The competition entry’s landscape features an undulating lawn dotted with planting to guide pedestrian circulation and an adaptive paving system that stretched across the site. The differentiated pavers are designed to be responsive to the landform of the proposal, whereby the orientation and size of each individual set of tiles smoothly shifts according to changes in slope. The result is a field aesthetic or “ambient surface”1 where the tiles are smallest and most offset from their original horizontal orientation where the topography is highest.
This tie between surface and object suggests an approach that can establish a direct and intuitive link between a primary design driver — landform — and a secondary design feature — paving — that can be explored in an expressive manner. Once developed, the tiling system would be able to quickly respond to different landforms and so create a feedback loop where the topography and the tile geometries are tied together throughout design development.
This tight, or “articulated,”2 relationship between the two design features seems especially valuable in the context of developing a competition entry where time constraints often limit the full realisation of a concept. Here, the use of scripting likely allowed the tiling elements to exist at both a conceptual and detailed level of development simultaneously as changes to the topography, tile shape, tile size, or architectural form could be accommodated with ease because the relationships between each were explicitly defined using computational rules.
While the proposal pre-dated the release of Grasshopper, the software would have offered an easy means of prototyping and iterating upon what was likely developed as a script in Maya or Rhino. Such a parametric model could have proceeded by first referencing contours and
Patching them to become a surface.
Once defined, the 2D bounding box of the surface can be used to roughly calculate the number of pavers (given a set spacing interval) that will fit comfortably within the paving area. After creating a corresponding grid of points on the
XY plane, each point is then
Projected onto the surface to establish the origins of each tile shape.

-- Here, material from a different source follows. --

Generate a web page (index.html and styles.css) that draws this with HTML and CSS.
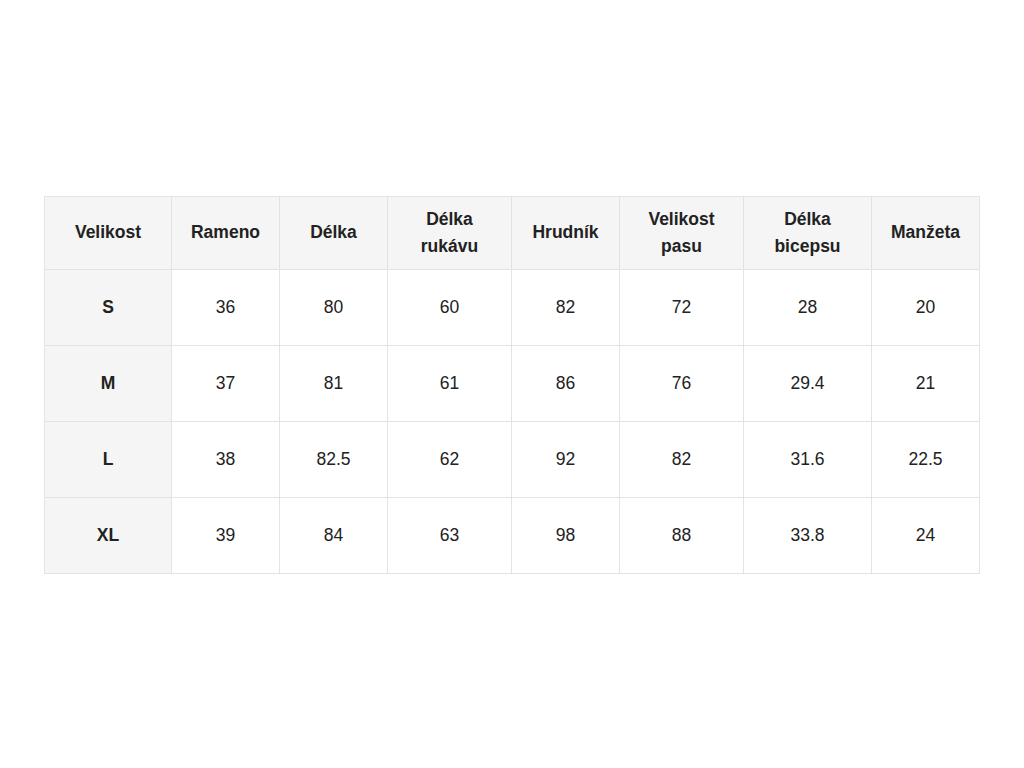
FILE: index.html
```html
<!DOCTYPE html>
<html lang="cs">
<head>
<meta charset="utf-8">
<title>Tabulka velikostí</title>
<link rel="stylesheet" href="styles.css">
</head>
<body>
<main class="page">
<table class="sizes">
<colgroup>
<col class="c1"><col class="c2"><col class="c3"><col class="c4"><col class="c5"><col class="c6"><col class="c7"><col class="c8">
</colgroup>
<thead>
<tr>
<th>Velikost</th><th>Rameno</th><th>Délka</th><th>Délka<br>rukávu</th><th>Hrudník</th><th>Velikost<br>pasu</th><th>Délka<br>bicepsu</th><th>Manžeta</th>
</tr>
</thead>
<tbody>
<tr><th>S</th><td>36</td><td>80</td><td>60</td><td>82</td><td>72</td><td>28</td><td>20</td></tr>
<tr><th>M</th><td>37</td><td>81</td><td>61</td><td>86</td><td>76</td><td>29.4</td><td>21</td></tr>
<tr><th>L</th><td>38</td><td>82.5</td><td>62</td><td>92</td><td>82</td><td>31.6</td><td>22.5</td></tr>
<tr><th>XL</th><td>39</td><td>84</td><td>63</td><td>98</td><td>88</td><td>33.8</td><td>24</td></tr>
</tbody>
</table>
</main>
</body>
</html>
```
FILE: styles.css
```css
html, body {
  margin: 0;
  padding: 0;
  background: #ffffff;
}
.page {
  min-height: 100vh;
  display: flex;
  align-items: center;
  justify-content: center;
  font-family: "Liberation Sans", Arial, sans-serif;
  color: #222222;
}
.sizes {
  border-collapse: collapse;
  table-layout: fixed;
  width: 935px;
  font-size: 17.5px;
  line-height: 27px;
  text-align: center;
  margin-top: 1px;
}
.c1 { width: 127px; }
.c2 { width: 108px; }
.c3 { width: 108px; }
.c4 { width: 124px; }
.c5 { width: 108px; }
.c6 { width: 124px; }
.c7 { width: 128px; }
.c8 { width: 108px; }
.sizes th,
.sizes td {
  border: 1px solid #e3e3e3;
  padding: 24px 4px;
  vertical-align: middle;
}
.sizes th {
  font-weight: bold;
  background: #f5f5f5;
}
.sizes thead th {
  padding: 9px 4px;
}
.sizes td {
  background: #ffffff;
  font-weight: normal;
}
```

The vertical distance from the base
XY plane to each tile-origin is measured and remapped to become the variable data that informs the geometry of the two elements that constitute each individual tile. By controlling the range of numbers that inform the minimum/maximum rotational/scaling factors the designer can ‘hone’ exactly how the tile system responds to the surface.
The result is a paving system that responds to and accentuates the topography of site. Moreover, the form of each tile can be quickly iterated upon in response to topographic manipulation, to the parameters that control the geometry of the paving elements, or to the regions that define where the tiling system is deployed.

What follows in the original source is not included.